Find the string "index" in the records. Copy every line it appears in.

-- Start of RECORDS SHOWN --

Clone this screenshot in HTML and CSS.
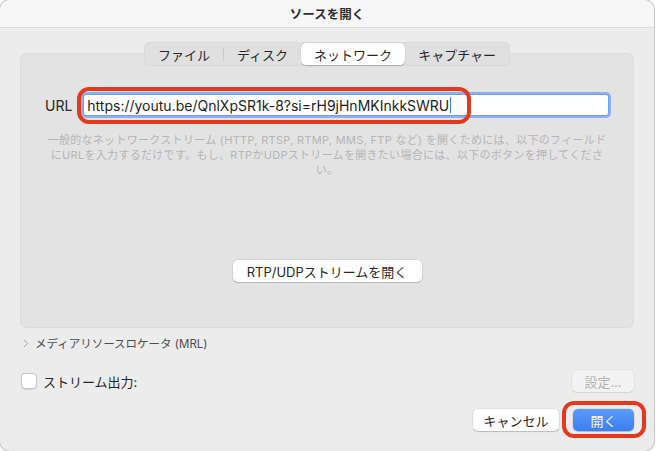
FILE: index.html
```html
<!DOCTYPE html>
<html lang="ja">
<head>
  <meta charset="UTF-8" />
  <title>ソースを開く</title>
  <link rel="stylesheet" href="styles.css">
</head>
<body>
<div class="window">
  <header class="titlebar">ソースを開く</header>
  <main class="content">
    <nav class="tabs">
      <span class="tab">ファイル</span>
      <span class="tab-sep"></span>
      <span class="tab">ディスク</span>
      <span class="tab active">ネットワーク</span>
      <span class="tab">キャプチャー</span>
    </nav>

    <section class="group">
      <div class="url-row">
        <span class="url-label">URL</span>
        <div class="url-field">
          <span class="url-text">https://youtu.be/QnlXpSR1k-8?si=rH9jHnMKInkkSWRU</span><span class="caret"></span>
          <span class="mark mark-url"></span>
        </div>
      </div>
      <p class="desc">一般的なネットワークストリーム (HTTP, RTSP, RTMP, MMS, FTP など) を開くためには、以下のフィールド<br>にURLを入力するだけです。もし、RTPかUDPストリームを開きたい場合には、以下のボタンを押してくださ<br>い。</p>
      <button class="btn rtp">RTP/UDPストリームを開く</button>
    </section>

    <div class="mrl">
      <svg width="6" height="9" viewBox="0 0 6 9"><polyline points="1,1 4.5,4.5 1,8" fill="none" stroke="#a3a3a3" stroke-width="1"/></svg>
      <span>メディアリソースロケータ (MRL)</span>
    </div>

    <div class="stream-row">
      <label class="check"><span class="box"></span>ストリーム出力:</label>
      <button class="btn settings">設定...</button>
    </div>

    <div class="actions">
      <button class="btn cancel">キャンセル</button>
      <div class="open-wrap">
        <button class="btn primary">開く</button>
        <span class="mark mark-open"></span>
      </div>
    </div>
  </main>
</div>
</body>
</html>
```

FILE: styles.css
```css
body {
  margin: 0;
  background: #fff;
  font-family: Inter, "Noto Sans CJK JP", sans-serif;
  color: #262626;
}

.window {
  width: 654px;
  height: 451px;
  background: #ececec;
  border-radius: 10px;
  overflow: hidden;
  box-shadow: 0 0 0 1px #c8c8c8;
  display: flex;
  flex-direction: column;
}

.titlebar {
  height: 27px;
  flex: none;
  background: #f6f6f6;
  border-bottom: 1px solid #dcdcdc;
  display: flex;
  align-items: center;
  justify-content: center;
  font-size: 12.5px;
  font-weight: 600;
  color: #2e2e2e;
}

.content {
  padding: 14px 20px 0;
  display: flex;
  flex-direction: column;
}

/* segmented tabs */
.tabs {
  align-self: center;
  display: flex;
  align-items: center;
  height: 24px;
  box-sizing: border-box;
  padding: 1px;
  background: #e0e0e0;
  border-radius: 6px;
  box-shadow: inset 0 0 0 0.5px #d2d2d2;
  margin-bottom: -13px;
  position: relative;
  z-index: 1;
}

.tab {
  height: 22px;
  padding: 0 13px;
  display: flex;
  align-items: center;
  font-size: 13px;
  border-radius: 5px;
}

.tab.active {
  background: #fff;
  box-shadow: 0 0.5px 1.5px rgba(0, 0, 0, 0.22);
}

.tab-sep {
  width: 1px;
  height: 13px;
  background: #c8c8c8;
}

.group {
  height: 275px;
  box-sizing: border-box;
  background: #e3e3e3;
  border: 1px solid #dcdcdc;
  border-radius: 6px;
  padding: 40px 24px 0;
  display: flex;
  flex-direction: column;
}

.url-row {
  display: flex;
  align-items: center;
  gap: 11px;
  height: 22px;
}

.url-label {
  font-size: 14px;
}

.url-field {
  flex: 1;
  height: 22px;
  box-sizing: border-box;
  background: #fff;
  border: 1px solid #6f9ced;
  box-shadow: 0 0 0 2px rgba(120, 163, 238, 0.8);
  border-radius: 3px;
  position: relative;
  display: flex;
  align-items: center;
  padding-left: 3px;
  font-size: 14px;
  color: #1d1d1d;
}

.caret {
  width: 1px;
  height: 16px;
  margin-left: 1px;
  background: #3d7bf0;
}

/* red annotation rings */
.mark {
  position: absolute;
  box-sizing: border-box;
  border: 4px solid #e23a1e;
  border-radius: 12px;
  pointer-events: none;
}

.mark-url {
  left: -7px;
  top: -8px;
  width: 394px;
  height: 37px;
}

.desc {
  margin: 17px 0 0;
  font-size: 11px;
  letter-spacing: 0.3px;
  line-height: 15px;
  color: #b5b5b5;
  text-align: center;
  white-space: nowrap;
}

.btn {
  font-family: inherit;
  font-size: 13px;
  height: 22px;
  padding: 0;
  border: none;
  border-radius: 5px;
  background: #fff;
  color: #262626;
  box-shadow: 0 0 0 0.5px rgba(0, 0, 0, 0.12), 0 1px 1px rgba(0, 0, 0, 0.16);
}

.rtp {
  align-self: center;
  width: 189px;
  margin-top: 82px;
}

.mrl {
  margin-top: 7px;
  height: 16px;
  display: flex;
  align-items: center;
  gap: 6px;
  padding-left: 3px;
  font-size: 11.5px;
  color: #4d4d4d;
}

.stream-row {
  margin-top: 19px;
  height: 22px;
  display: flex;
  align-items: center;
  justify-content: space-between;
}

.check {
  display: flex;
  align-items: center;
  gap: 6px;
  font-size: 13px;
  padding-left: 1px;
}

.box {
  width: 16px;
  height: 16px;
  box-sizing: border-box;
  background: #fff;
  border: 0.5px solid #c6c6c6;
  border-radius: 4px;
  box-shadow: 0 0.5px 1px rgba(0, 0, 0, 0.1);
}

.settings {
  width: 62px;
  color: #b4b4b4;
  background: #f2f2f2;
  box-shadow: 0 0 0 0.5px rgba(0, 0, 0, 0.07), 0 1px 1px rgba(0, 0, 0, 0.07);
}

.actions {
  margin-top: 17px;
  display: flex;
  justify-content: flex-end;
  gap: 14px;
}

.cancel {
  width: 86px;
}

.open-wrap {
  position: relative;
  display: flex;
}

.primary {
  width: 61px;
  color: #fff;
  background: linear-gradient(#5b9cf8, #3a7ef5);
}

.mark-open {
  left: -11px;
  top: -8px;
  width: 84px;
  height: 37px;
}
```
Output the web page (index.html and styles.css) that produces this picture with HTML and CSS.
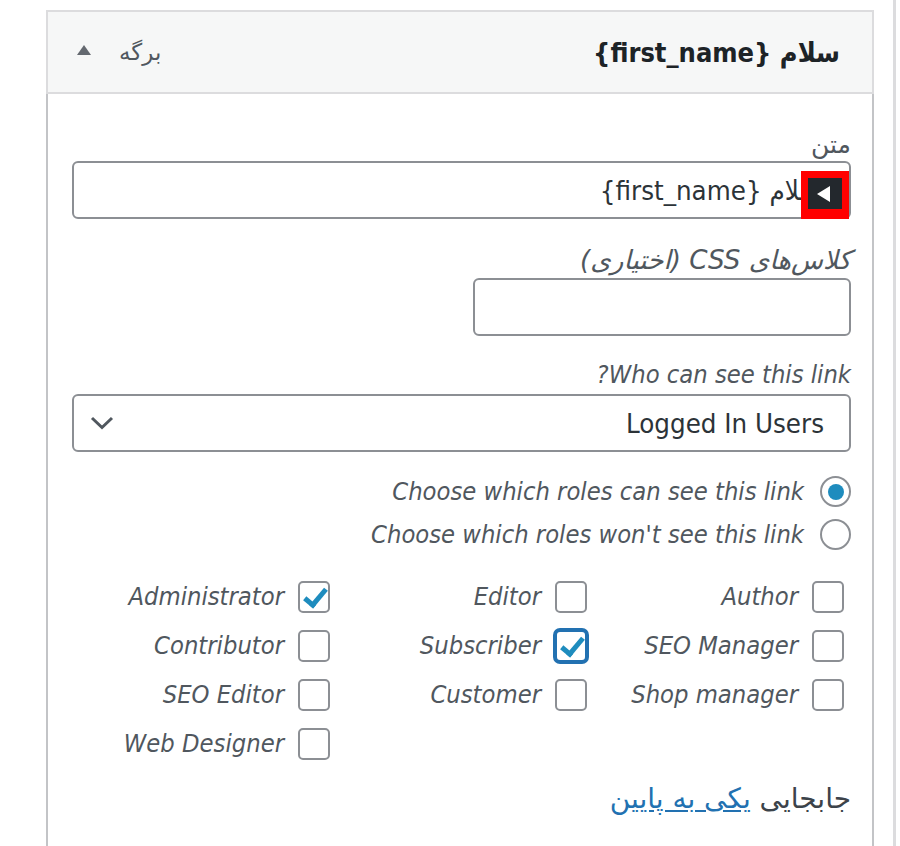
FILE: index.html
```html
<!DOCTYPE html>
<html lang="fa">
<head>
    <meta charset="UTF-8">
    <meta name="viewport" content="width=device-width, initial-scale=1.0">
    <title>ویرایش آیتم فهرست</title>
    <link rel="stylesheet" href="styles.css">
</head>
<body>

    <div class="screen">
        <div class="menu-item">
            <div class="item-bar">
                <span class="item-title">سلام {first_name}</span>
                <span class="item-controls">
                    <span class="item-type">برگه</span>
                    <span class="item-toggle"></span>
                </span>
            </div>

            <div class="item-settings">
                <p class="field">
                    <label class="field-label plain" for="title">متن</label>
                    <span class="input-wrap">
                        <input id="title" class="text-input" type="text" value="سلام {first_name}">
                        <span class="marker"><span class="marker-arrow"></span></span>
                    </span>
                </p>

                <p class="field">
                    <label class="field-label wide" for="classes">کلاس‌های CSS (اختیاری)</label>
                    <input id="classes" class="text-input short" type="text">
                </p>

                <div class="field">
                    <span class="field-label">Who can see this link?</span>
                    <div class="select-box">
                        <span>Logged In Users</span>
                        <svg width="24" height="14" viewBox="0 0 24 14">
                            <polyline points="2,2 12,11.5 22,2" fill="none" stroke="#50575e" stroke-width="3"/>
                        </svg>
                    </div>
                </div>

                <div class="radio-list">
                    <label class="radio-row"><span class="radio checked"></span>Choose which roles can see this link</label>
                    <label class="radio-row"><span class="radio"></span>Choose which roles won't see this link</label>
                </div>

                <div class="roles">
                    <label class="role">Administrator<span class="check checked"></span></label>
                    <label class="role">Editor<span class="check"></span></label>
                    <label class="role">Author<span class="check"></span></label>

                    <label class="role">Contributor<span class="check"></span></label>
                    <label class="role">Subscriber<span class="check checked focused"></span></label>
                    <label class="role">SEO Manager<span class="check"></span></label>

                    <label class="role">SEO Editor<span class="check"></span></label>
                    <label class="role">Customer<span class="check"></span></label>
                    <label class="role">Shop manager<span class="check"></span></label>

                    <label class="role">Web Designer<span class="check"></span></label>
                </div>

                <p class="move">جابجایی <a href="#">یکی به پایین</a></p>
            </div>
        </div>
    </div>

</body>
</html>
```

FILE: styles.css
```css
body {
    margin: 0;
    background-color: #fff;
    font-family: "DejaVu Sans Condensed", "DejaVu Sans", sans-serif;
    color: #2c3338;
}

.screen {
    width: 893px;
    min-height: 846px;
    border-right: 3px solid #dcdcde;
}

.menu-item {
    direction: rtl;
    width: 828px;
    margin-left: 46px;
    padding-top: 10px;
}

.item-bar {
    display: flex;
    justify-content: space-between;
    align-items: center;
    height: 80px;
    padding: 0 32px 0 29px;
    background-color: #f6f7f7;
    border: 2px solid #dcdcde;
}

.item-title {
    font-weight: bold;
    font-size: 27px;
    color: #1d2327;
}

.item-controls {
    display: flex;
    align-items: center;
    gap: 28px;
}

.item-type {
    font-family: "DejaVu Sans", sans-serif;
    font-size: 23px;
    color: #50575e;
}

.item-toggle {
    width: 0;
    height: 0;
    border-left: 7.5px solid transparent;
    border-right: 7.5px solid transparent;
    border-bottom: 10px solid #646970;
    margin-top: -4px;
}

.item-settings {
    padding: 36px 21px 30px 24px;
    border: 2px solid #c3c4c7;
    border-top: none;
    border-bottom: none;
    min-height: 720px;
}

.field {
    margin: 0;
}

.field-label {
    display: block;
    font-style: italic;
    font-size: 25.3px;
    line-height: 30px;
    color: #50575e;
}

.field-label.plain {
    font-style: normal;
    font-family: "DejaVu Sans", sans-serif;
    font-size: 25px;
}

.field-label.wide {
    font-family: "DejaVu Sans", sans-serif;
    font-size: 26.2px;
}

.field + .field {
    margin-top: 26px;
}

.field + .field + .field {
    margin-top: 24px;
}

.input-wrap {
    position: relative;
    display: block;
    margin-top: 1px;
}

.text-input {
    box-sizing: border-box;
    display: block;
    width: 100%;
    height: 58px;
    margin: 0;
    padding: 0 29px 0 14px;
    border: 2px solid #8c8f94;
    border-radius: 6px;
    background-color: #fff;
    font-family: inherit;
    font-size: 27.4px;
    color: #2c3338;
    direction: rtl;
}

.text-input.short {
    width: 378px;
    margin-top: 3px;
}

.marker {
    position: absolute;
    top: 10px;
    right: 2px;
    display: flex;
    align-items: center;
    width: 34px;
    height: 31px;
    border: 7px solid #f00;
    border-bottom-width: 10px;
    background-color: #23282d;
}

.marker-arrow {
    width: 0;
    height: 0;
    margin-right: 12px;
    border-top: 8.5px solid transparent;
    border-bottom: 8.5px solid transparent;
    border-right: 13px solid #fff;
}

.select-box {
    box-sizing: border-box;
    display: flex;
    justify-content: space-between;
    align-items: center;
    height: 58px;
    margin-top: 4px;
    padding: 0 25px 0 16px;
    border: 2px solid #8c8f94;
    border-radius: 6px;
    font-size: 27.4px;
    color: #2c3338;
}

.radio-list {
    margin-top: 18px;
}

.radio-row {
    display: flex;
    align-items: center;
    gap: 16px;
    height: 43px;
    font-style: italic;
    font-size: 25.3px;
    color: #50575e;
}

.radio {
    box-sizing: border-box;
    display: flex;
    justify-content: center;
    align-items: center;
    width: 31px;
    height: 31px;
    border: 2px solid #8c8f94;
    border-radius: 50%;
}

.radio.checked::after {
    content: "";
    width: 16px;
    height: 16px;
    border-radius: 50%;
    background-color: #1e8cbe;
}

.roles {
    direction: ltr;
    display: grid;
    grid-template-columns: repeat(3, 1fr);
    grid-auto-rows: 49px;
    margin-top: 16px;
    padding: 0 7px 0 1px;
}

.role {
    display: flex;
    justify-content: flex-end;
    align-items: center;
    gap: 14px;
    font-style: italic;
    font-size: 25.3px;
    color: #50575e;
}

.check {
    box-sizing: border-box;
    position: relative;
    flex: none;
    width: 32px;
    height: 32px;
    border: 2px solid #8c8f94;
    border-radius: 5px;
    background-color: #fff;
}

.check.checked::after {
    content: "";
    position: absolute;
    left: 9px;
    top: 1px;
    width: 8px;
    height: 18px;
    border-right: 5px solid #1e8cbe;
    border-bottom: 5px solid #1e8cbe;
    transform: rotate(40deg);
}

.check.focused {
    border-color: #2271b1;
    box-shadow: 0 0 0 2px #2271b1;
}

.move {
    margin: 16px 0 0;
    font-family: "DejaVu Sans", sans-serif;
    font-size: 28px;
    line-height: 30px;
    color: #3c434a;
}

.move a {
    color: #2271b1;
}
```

-- End of RECORDS SHOWN --

ANSWER TO THIS TASK ▸
FILE: index.html
  z-index: 1;
Output the web page (index.html and styles.css) that produces this picture with HTML and CSS.
FILE: index.html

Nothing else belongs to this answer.